Find Out What's Waiting for You on the Backcountry Trail


The parks and recreation trails of Gulf Shores and Orange Beach offer everyone from hikers to casual walkers the opportunity to explore the abundant natural beauty and wildlife of this paradise by the water.


Gulf Shores & Orange Beach Backcountry

The call of a bird high in the trees, the whispered hush of a tree as the beach breeze ruffles its leaves – discover a whole new state of untouched beauty and serenity during a walk in the Hugh S. Branyon Backcountry Trail through the Gulf State Park and Orange Beach. Seven trails and six different ecosystems comprise the more than 15 miles of trails. Hike, jog or bike the trails at your own speed to discover the other side of the Alabama Gulf Coast.

Along the Catman Trail, learn history laced with legend while you take in the beauty of the nearby butterfly garden. Meander over to Rosemary Dunes and uncover a lush world filled with cattails, wild flowers, tall dunes and some reptiles, including Lefty, the trail’s resident alligator.

Just a mile long, Twin Bridges connects the east trails of Catman Trail, Rattlesnake Ridge and Cotton Bayou to the west trail of Gulf Oak Ridge. Keep your eyes peeled for glimpses of some of nature’s own superstars, the fox and coyote, while resting on one of the many benches along this trail.

The longest part of the Backcountry Trail at 2.75 miles is Gulf Oak Ridge, which features the highest point on the island and one of the few remaining maritime forest communities along coastal Alabama. Revel in the cool shade of the canopies of ancient mossy oaks. Soak in the view of the small valley below the ridge and appreciate the beauty of this natural wonder.

At 1.75 miles, Rattlesnake Ridge has a lot to offer trail-seekers. From catching sight of an armadillo to carnivorous pitcher plants, the land of Rattlesnake Ridge has an interesting mix of fauna and flora. Take in the wet pine flatwoods, scrub oaks and palmettos while observing the native wildflowers as you breathe in the fresh scent of nature.

The Cotton Bayou Trail is comprised of 1.1 miles and begins near the tip of Cotton Bayou and a small beach area in Orange Beach.

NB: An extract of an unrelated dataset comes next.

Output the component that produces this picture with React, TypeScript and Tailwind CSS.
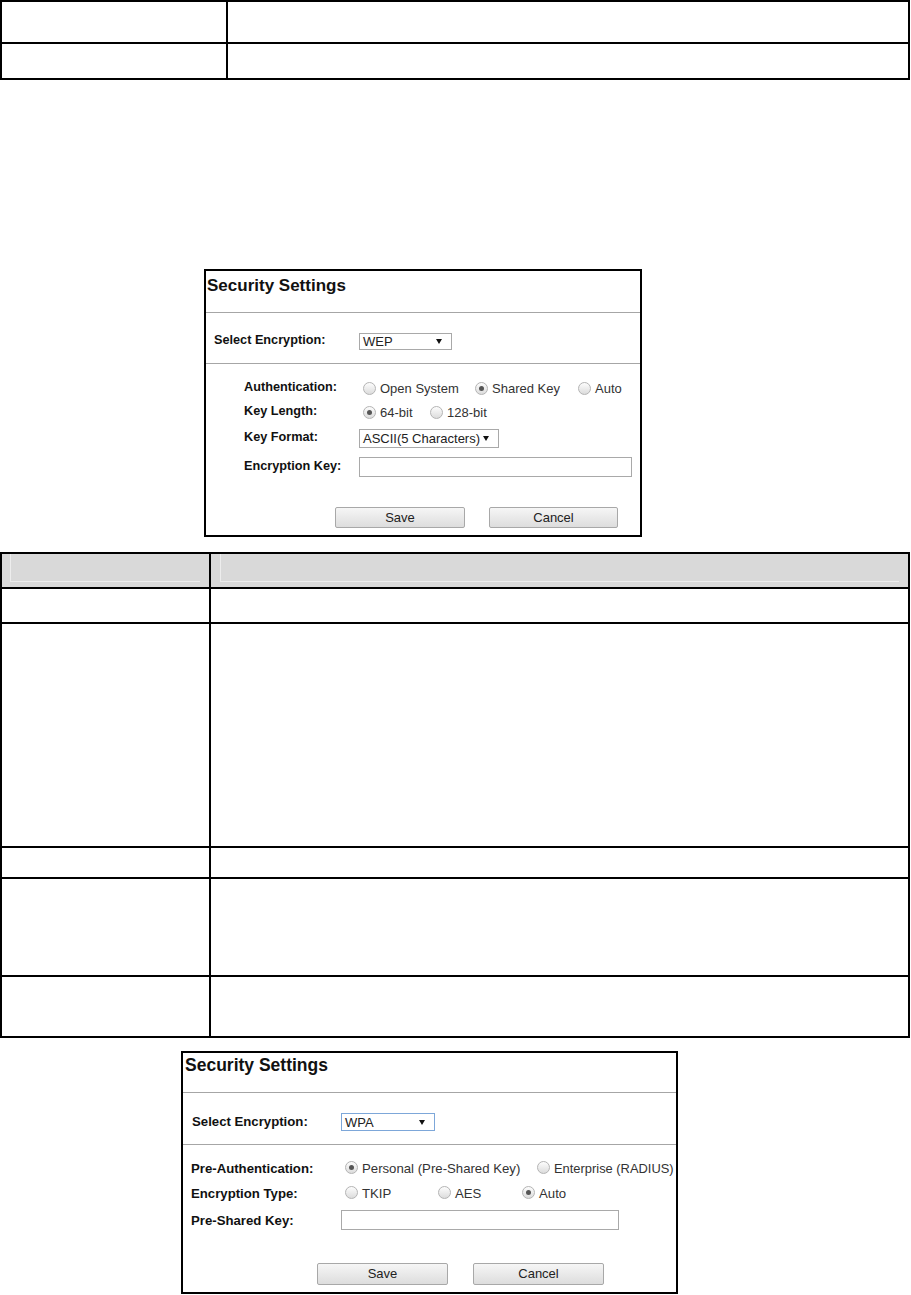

This new, paved trail is 12 feet wide and features benches for relaxing and enjoying the natural beauty along the way.

The Hugh S. Branyon Backcountry Trail is named for a long-time Gulf State Park superintendent who managed the park from 1970 until retirement in 2009. The Trail was recently designated a National Recreation Trail in 2010 and is a part of the Alabama Coastal Birding Trail and the Alabama Coastal Connection National Scenic Byway.

All of the trails are paved and may be used by hikers, joggers and bikers. Admission is free although guided eco-tours are available for a fee through the City of Orange Beach. Pets are allowed on a leash and all litter and pet refuse must be disposed in provided bins.